Il y a 20 ans, lors de ma première visite en Alsace, nous avions soigneusement évité Mulhouse qu'on disait laide et sans grand intérêt pour contourner le Ballon d'Alsace et remonter de l'autre côté des Vosges. En y mettant le pied récemment, j'ai vite réalisé que j'avais eu grand tort il y a 20 ans. Ne serait-ce que pour ses musées absolument uniques, Mulhouse, baptisée Capitale européenne des musées techniques, vaudrait cent fois le détour. Mais il y a plus. Avec l'avènement du tramway et la décision des autorités de rendre le centre-ville piétonnier, Mulhouse a acquis un charme qui la rend des plus attrayantes.
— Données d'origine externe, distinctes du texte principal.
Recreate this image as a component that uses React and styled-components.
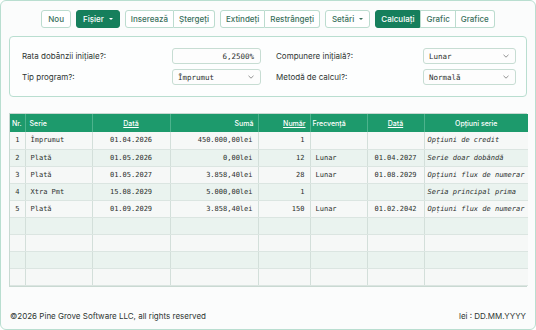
import React from 'react';
import styled, { createGlobalStyle } from 'styled-components';

const Global = createGlobalStyle`
  html, body { margin: 0; padding: 0; background: #ffffff; }
  * { box-sizing: border-box; }
`;

const Frame = styled.div`
  width: 536px;
  height: 330px;
  border: 1px solid #b9ded0;
  border-radius: 6px;
  background: #fbfcfc;
  font-family: Inter, "Noto Sans", sans-serif;
  color: #2e3532;
  display: flex;
  flex-direction: column;
  padding: 9px 8px 0 8px;
`;

const Toolbar = styled.div`
  display: flex;
  justify-content: center;
  gap: 5px;
  height: 18px;
`;

const Group = styled.div`
  display: flex;
`;

const Btn = styled.button`
  height: 18px;
  padding: 0 ${p => (p.$wide ? 6 : 5)}px;
  font-family: Inter, "Noto Sans", sans-serif;
  font-size: 8px;
  font-weight: 500;
  border: 1px solid ${p => (p.$primary ? '#157e5b' : '#bcdccf')};
  background: ${p => (p.$primary ? '#167f5c' : '#ffffff')};
  color: ${p => (p.$primary ? '#ffffff' : '#3a6f5c')};
  border-radius: 3px;
  display: flex;
  align-items: center;
  gap: 5px;
  cursor: pointer;
  ${Group} > & { border-radius: 0; }
  ${Group} > &:first-child { border-radius: 3px 0 0 3px; }
  ${Group} > &:last-child { border-radius: 0 3px 3px 0; }
  ${Group} > & + & { border-left: none; }
`;

const Caret = styled.span`
  width: 0;
  height: 0;
  border-left: 2px solid transparent;
  border-right: 2px solid transparent;
  border-top: 2.5px solid currentColor;
`;

const Panel = styled.div`
  margin-top: 8px;
  border: 1px solid #b9ded0;
  border-radius: 4px;
  background: #fdfefe;
  padding: 11px 11px 11px 12px;
  display: grid;
  grid-template-columns: 150px 89px 15px 147px 93px;
  grid-auto-rows: 16px;
  row-gap: 5px;
  align-items: center;
`;

const Label = styled.div`
  font-size: 8px;
  color: #2e3532;
  grid-column: ${p => p.$col};
`;

const Field = styled.div`
  grid-column: ${p => p.$col};
  height: 16px;
  border: 1px solid #c7ddd3;
  border-radius: 3px;
  background: #fdfdfd;
  display: flex;
  align-items: center;
  justify-content: ${p => (p.$right ? 'flex-end' : 'space-between')};
  padding: 0 6px 0 5px;
  font-family: "DejaVu Sans Mono", monospace;
  font-size: 7.5px;
  color: #2b2f2d;
`;

const Chevron = () => (
  <svg width="6" height="4" viewBox="0 0 6 4">
    <path d="M0.5 0.8 L3 3.2 L5.5 0.8" fill="none" stroke="#777" strokeWidth="0.8" />
  </svg>
);

const TableWrap = styled.div`
  margin-top: 16px;
  border: 1px solid #c9d9d2;
`;

const Grid = styled.table`
  width: 100%;
  table-layout: fixed;
  border-collapse: collapse;
`;

const Th = styled.th`
  height: 18px;
  background: #1d9a6c;
  color: #ffffff;
  font-family: Inter, "Noto Sans", sans-serif;
  font-size: 7px;
  font-weight: 500;
  text-align: ${p => p.$align || 'left'};
  padding: 0 ${p => (p.$tight ? 2 : 4)}px;
  text-decoration: ${p => (p.$link ? 'underline' : 'none')};
  border-right: 1px solid #4db38d;
  &:last-child { border-right: none; }
`;

const Tr = styled.tr`
  background: ${p => (p.$odd ? '#f6f8f7' : '#eaf3ef')};
`;

const Td = styled.td`
  height: 17px;
  padding: 0 ${p => (p.$tight ? 3 : 5)}px;
  font-family: "DejaVu Sans Mono", monospace;
  font-size: 7px;
  font-style: ${p => (p.$italic ? 'italic' : 'normal')};
  color: #2b2f2d;
  text-align: ${p => p.$align || 'left'};
  white-space: nowrap;
  overflow: hidden;
  border-right: 1px solid #d3dfda;
  border-bottom: 1px solid #dbe5e1;
  &:last-child { border-right: none; }
`;

const Footer = styled.div`
  flex: 1;
  display: flex;
  justify-content: space-between;
  align-items: flex-end;
  font-size: 8px;
  color: #2e3532;
  padding: 0 1px 8px 1px;
`;

const rows = [
  ['1', 'Împrumut', '01.04.2026', '450.000,00lei', '1', '', '', 'Opțiuni de credit'],
  ['2', 'Plată', '01.05.2026', '0,00lei', '12', 'Lunar', '01.04.2027', 'Serie doar dobândă'],
  ['3', 'Plată', '01.05.2027', '3.858,40lei', '28', 'Lunar', '01.08.2029', 'Opțiuni flux de numerar'],
  ['4', 'Xtra Pmt', '15.08.2029', '5.000,00lei', '1', '', '', 'Seria principal prima'],
  ['5', 'Plată', '01.09.2029', '3.858,40lei', '150', 'Lunar', '01.02.2042', 'Opțiuni flux de numerar'],
  ['', '', '', '', '', '', '', ''],
  ['', '', '', '', '', '', '', ''],
  ['', '', '', '', '', '', '', ''],
  ['', '', '', '', '', '', '', ''],
];

const widths = [15, 67, 78, 88, 52, 57, 57, 104];
const aligns = ['center', 'left', 'center', 'right', 'right', 'left', 'center', 'left'];

export default function App() {
  return (
    <>
      <Global />
      <Frame>
        <Toolbar>
          <Btn $wide>Nou</Btn>
          <Btn $primary $wide>Fișier <Caret /></Btn>
          <Group>
            <Btn>Inserează</Btn>
            <Btn>Ștergeți</Btn>
          </Group>
          <Group>
            <Btn>Extindeți</Btn>
            <Btn>Restrângeți</Btn>
          </Group>
          <Btn $wide>Setări <Caret /></Btn>
          <Group>
            <Btn $primary>Calculați</Btn>
            <Btn>Grafic</Btn>
            <Btn>Grafice</Btn>
          </Group>
        </Toolbar>

        <Panel>
          <Label $col={1}>Rata dobânzii inițiale?:</Label>
          <Field $col={2} $right>6,2500%</Field>
          <Label $col={4}>Compunere inițială?:</Label>
          <Field $col={5}>Lunar <Chevron /></Field>
          <Label $col={1}>Tip program?:</Label>
          <Field $col={2}>Împrumut <Chevron /></Field>
          <Label $col={4}>Metodă de calcul?:</Label>
          <Field $col={5}>Normală <Chevron /></Field>
        </Panel>

        <TableWrap>
          <Grid>
            <colgroup>
              {widths.map((w, i) => <col key={i} style={{ width: w }} />)}
            </colgroup>
            <thead>
              <tr>
                <Th $tight>Nr.</Th>
                <Th>Serie</Th>
                <Th $align="center" $link>Dată</Th>
                <Th $align="right">Sumă</Th>
                <Th $align="right" $link>Număr</Th>
                <Th $tight>Frecvență</Th>
                <Th $align="center" $link>Dată</Th>
                <Th $align="center">Opțiuni serie</Th>
              </tr>
            </thead>
            <tbody>
              {rows.map((r, i) => (
                <Tr key={i} $odd={i % 2 === 0}>
                  {r.map((c, j) => (
                    <Td key={j} $align={aligns[j]} $italic={j === 7} $tight={j === 0 || j === 7}>
                      {c}
                    </Td>
                  ))}
                </Tr>
              ))}
            </tbody>
          </Grid>
        </TableWrap>

        <Footer>
          <span>©2026 Pine Grove Software LLC, all rights reserved</span>
          <span>lei : DD.MM.YYYY</span>
        </Footer>
      </Frame>
    </>
  );
}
En 1798, les citoyens de la ville se sont réunis devant l'église pour prendre une décision importante, celle de devenir français. La décision n'avait rien de patriotique. La France avait décidé de couper l'herbe sous le pied à cette petite république indépendante dont l'industrie d'impression sur étoffes faisait grand tort aux compagnies françaises en lui imposant des frais de taxes et de douane extrêmement lourds. La seule façon d'éviter ces frais, c'était de devenir français. Une décision pragmatique tout à fait mulhousienne.

De ce jour, l'endroit s'est appelé Place de la Réunion, une immense place que président à la fois l'église et l'ancienne mairie toute rouge devenue musée d'histoire. C'est là que bat le coeur de la ville. Alors que je prenais une photo, un vieux monsieur promenant son chien m'aborde: «Marchez Mulhouse, madame, personne ne le fait plus guère de nos jours! Et c'est un tort.» La promenade, dans ces rues sans auto, est en effet charmante. Maisons anciennes, trompe-l'oeil fort réussis peints dans les fenêtres ou sur les murs et typiques venelles nous racontent plein d'histoires. Quant aux boutiques, elles nous parlent joliment de mode contemporaine et branchée. C'est ce vieillard aussi qui me montrait du doigt la Klapperstein, cette pierre étrange, façonnée en visage grimaçant, pendue sur le côté de la mairie et qu'on suspendait au cou des personnes trop bavardes ou médisantes. «Des femmes évidemment», me dit le bonhomme en souriant.

Si la mairie de style Renaissance rhénane est devenue musée, les mariages y ont toujours lieu et on dit que l'escalier double qui monte d'un côté et redescend de l'autre permet à la future mariée de changer d'idée et de s'éclipser sans rebrousser chemin. Personne toutefois ne se souvient que quelqu'une en ait profité un jour.

Est-ce dû à leur caractère ou à la chance, les Mulhousiens ont su éviter bien des querelles. Ainsi, on dit que lors de la montée de la Réforme, ils se sont endormis catholiques pour se réveiller protestants. De nos jours, les 50 % de catholiques partagent la ville avec 25 % de musulmans et 25 % de juifs et de protestants.

La ville a été envahie par les nazis lors de la Deuxième Guerre mondiale. Les habitants se sont bien marrés lorsqu'Adolf Hitler a décidé, comme à son habitude, de rebaptiser la rue principale Adolf-Hitler-Strasse. La rue s'appelait originalement «rue du Sauvage». Devant les moqueries à peine voilées, Hitler-le-Sauvage a vite reculé et s'est rabattu sur une placette.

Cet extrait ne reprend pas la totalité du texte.